Many modern languages use compilers that take multiple passes to generate the code. They will also use internal databases for the objects and their prototypes like a v-table to store data about the program to do optimizations and the like.
Languages like rust, zig, and go use modules where they have namespaces where specific definitions of code are declared and able to be used later. They also had a series of built in tools like dynamically managing dependencies, linking, etc.
For most languages they also have a Foreign Function Interface which allows them to call functions written in a different languages (like C shared libraries). All of the managers you mentioned have great FFI functionality and work well with C shared libraries. You can often use C header files in these since they give the function prototype without needing to read the whole source code and find all those definitions (often if the library is proprietary you will only have access to the shared library and the header files).
To my knowledge, they generally don't. Shared libraries are a massive pain from a programming perspective, so it's largely been avoided (even though there are some advantages for Linux distro maintainers and sysadmins).

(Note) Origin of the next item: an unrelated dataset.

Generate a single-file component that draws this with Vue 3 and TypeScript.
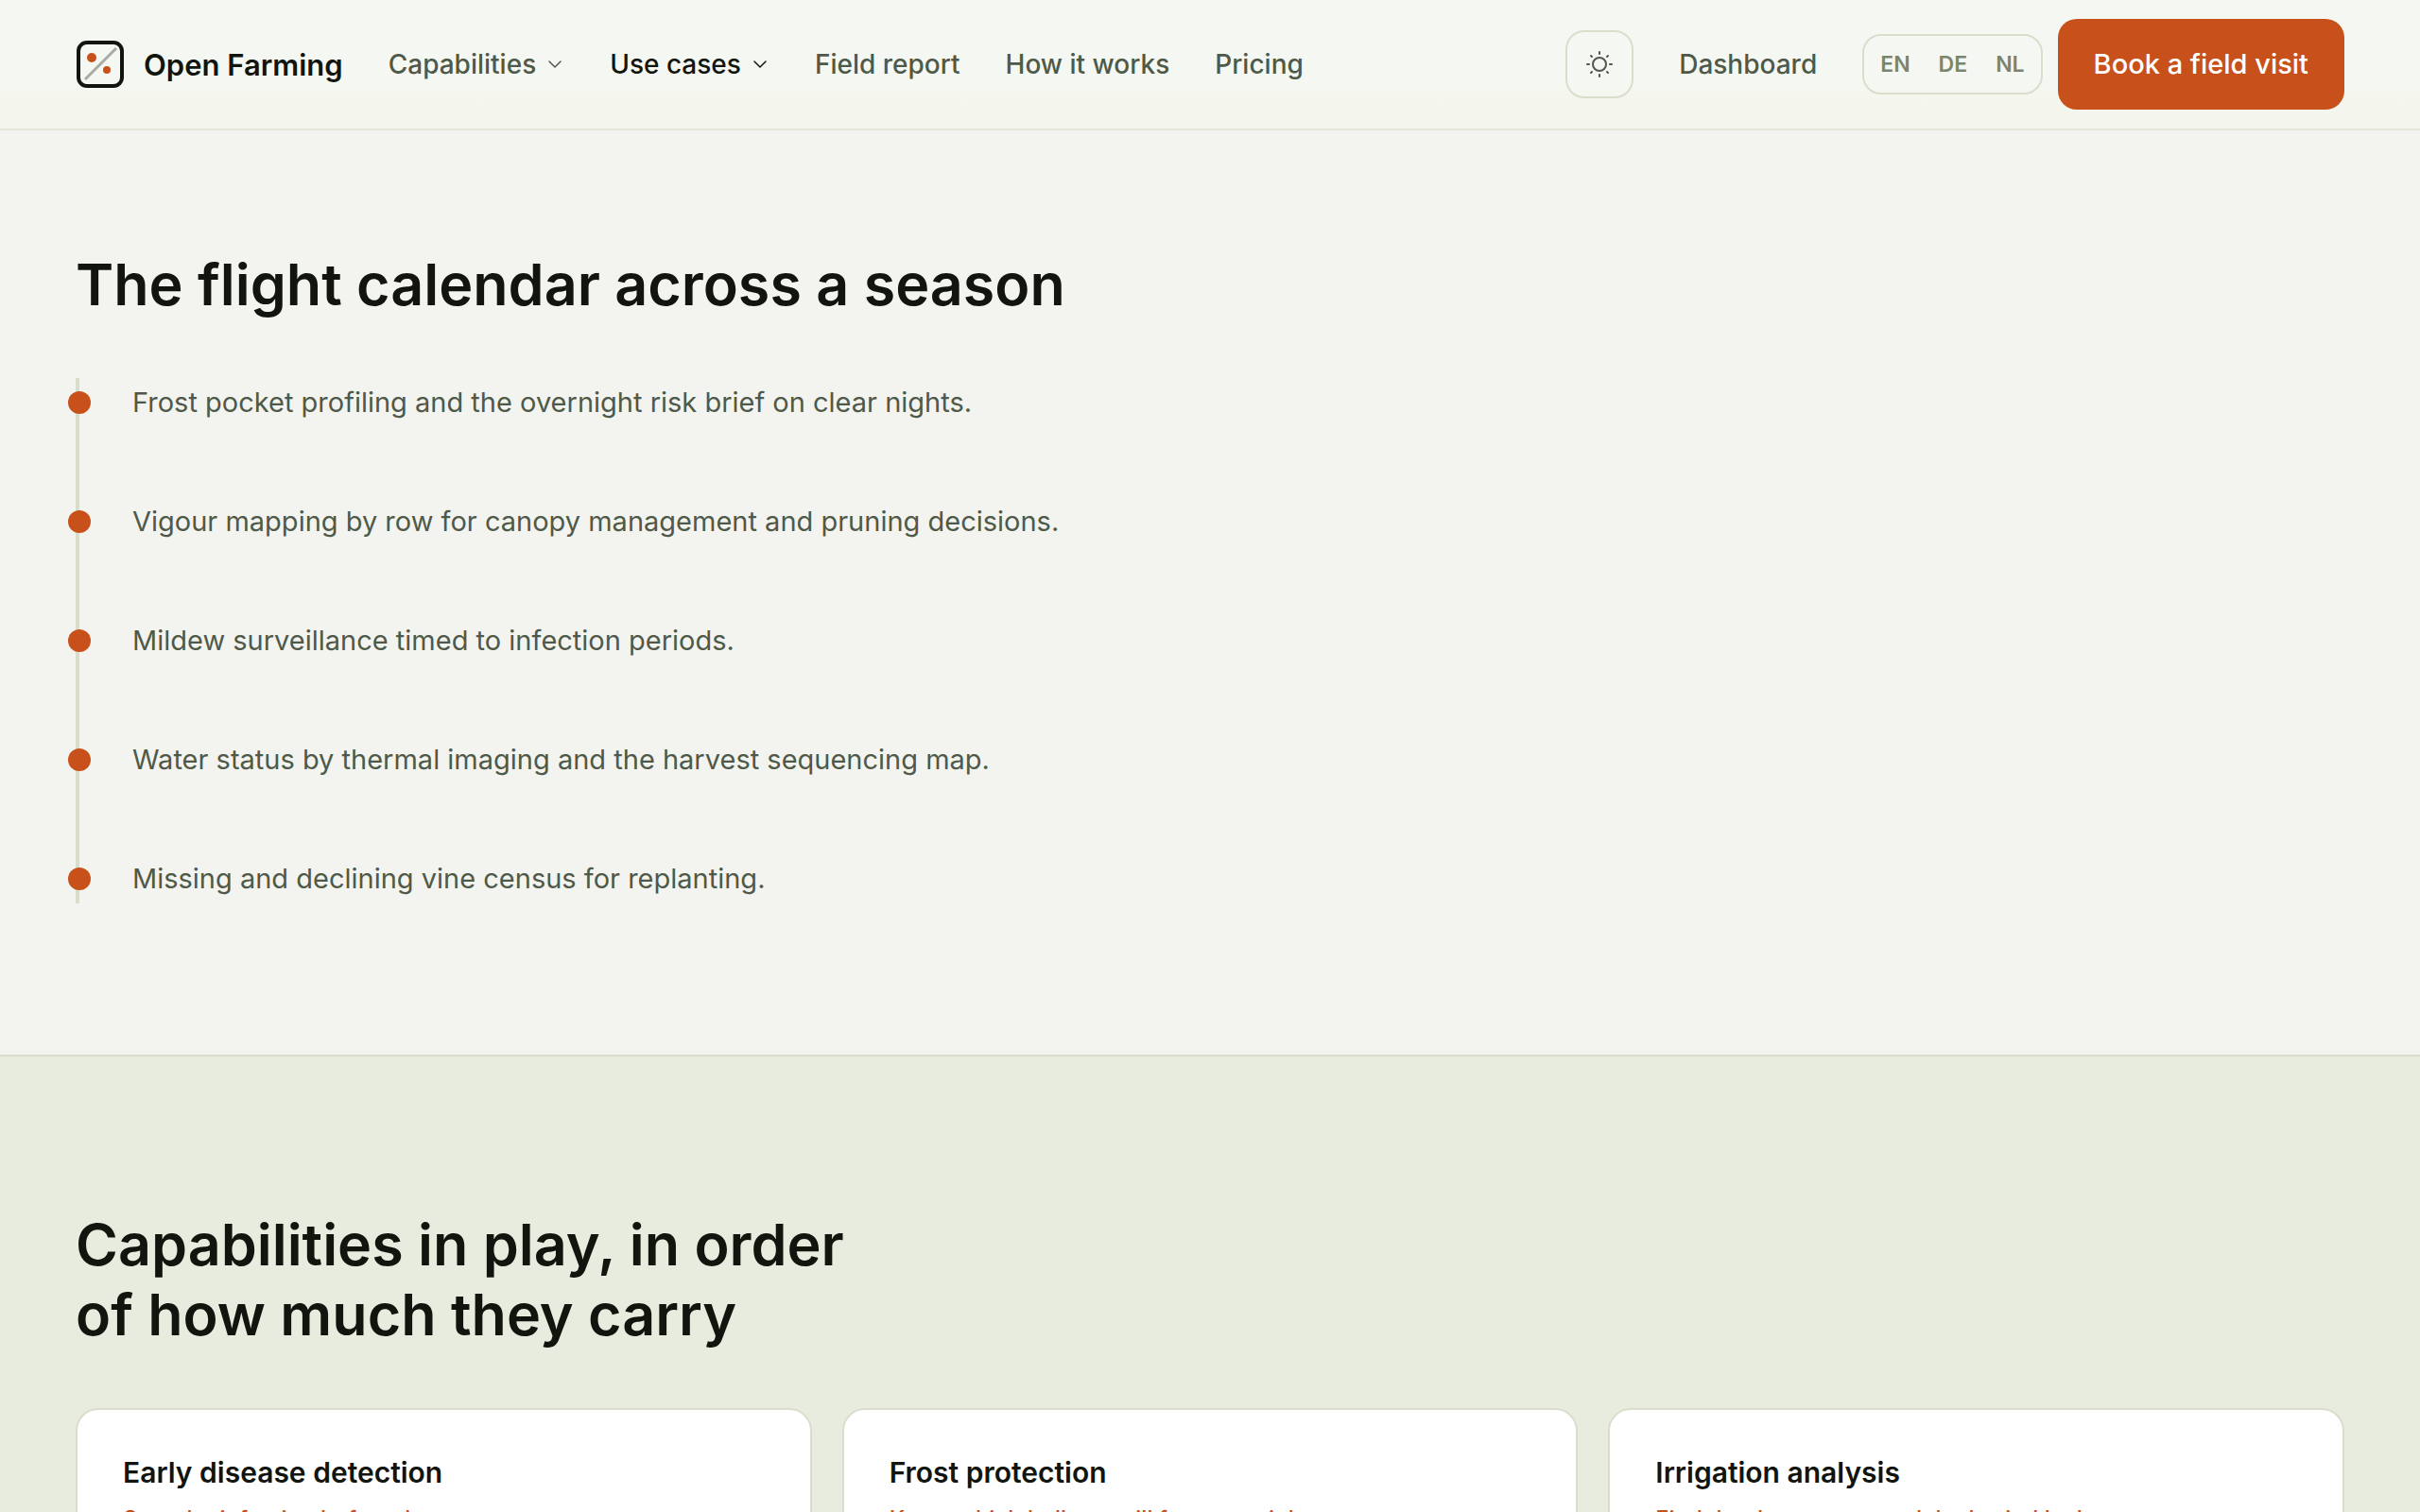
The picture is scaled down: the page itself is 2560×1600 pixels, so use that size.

Modern languages usually bring along their own package manager, which downloads the libraries you want to use from a central repository and then bundles them into your build artifact that you hand to users.
In 'semi-modern' languages, like the JVM languages and I think also Python, you get the dependencies in a folder as part of a larger archive.
With Go and Rust, they decided to include those libraries directly into the executable, so that many programs can just ship a single executable.